Analyst Daniel Toleman said domestic gas supply remains tight and is not expected to improve, keeping the risk of more market intervention on the boil.

"I don't think it will be better next year and by the time we get to 2027 I think it will be worse," he said.

NSW is only a third of the way to its renewable energy target and interconnectors need to be built to link states.

The Australian Energy Market Operator recently announced long-term agreements for $2.5 billion worth of renewable energy projects to be connected to the grid by the time of Eraring's exit.

These projects are the first round of a rolling 10-year plan for tenders every six months as NSW exits coal and moves to renewable energy.

Two solar farms, a wind farm and a long duration battery will together contribute 1.4 gigawatts of renewable energy generation in NSW.

AEMO has forecast that these projects could displace up to 11 million tonnes of carbon emissions over the 20-year contract.

But the new generation means that NSW has locked in a mere 4.1GW of its legislated 12GW target by 2030.

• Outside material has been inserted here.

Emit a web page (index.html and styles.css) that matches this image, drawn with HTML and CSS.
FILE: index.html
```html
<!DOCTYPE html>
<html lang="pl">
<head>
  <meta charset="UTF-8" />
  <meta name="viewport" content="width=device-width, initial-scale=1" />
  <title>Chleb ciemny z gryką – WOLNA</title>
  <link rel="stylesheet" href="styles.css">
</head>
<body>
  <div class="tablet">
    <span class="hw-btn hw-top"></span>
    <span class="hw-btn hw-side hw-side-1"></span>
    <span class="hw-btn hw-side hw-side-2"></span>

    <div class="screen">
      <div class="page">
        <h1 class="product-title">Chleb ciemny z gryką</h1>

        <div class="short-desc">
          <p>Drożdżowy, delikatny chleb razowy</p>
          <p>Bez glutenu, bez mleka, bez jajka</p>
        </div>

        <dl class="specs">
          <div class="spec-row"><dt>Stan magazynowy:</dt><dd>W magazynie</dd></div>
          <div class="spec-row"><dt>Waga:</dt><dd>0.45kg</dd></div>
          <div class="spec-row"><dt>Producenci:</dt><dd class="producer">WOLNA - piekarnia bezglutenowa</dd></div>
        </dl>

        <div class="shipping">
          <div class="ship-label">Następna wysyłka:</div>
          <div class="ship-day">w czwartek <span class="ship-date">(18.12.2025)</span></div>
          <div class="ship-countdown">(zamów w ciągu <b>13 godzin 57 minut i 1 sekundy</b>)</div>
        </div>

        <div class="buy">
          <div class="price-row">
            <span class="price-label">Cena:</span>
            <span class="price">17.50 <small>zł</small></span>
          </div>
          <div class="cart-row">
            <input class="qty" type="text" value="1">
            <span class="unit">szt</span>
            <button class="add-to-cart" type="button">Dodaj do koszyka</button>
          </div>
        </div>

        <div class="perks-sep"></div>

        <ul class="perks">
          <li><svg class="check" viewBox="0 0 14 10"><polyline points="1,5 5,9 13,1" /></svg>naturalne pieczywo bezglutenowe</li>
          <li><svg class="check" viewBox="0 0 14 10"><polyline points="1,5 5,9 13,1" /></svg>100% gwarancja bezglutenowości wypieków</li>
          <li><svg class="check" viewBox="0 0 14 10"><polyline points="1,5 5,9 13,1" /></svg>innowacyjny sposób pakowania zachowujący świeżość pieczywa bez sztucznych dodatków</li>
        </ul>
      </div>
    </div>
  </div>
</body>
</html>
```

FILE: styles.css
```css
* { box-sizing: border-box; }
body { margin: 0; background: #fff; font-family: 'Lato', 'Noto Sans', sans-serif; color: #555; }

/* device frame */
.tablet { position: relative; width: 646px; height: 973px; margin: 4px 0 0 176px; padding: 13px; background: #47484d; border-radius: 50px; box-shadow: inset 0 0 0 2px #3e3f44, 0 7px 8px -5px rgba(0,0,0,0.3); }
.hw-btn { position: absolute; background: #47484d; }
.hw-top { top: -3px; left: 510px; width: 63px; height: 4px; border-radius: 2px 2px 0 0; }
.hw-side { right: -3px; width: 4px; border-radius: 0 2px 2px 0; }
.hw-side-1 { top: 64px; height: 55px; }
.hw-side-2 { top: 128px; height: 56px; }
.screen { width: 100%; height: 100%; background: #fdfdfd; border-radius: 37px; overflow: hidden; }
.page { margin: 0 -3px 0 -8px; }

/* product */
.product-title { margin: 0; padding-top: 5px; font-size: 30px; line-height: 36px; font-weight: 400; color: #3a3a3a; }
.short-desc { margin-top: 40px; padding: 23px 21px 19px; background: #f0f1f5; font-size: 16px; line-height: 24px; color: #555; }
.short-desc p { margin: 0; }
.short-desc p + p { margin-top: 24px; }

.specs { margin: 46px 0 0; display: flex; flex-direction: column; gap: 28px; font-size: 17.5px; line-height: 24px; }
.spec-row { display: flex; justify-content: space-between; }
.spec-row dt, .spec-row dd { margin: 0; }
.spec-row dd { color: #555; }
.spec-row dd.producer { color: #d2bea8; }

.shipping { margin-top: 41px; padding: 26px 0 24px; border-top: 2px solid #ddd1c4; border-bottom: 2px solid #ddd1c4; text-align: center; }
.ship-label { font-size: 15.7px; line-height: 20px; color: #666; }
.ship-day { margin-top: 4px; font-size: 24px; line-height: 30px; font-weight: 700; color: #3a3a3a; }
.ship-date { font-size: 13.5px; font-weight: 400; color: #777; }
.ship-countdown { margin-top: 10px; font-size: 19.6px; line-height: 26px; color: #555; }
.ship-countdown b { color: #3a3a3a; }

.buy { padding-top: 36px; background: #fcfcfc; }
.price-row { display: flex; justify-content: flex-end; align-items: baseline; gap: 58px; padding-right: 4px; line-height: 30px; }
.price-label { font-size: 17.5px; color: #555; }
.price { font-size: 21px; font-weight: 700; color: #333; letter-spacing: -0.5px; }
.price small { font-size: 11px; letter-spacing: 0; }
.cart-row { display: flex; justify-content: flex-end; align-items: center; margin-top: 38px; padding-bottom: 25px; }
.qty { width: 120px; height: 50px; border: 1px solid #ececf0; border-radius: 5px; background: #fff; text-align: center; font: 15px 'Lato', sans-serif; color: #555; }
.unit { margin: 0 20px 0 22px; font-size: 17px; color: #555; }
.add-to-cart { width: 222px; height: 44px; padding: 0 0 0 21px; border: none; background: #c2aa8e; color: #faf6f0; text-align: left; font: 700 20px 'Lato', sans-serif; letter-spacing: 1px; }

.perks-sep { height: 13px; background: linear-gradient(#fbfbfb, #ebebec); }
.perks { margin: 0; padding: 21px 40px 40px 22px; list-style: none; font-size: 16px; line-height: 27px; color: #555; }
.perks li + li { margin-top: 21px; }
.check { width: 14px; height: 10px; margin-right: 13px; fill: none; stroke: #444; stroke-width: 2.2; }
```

The New England Solar Farm in that region's renewable energy zone, Stubbo Solar Farm in the Central West Orana Renewable Energy Zone and the Coppabella Wind Farm in the Southern Tablelands will be plugged in.

In an Australian-first, an agreement was also awarded to RWE Renewables Australia's long-duration chemical battery that can potentially deliver at least eight hours continuous discharge of stored electricity - and change the economics again.

AEMO Services says these projects will help to replace the state's coal-fired generators as they will be operational at the time of the expected closure of Eraring.

"You don't expect that you would have continuously bad luck, unless it's not luck," Mr Stabler said.

"Unless it's failure, like fate, bad engineering or something else that has resulted in the power station being unreliable, and that 'unreliable' is now a permanent feature of the market."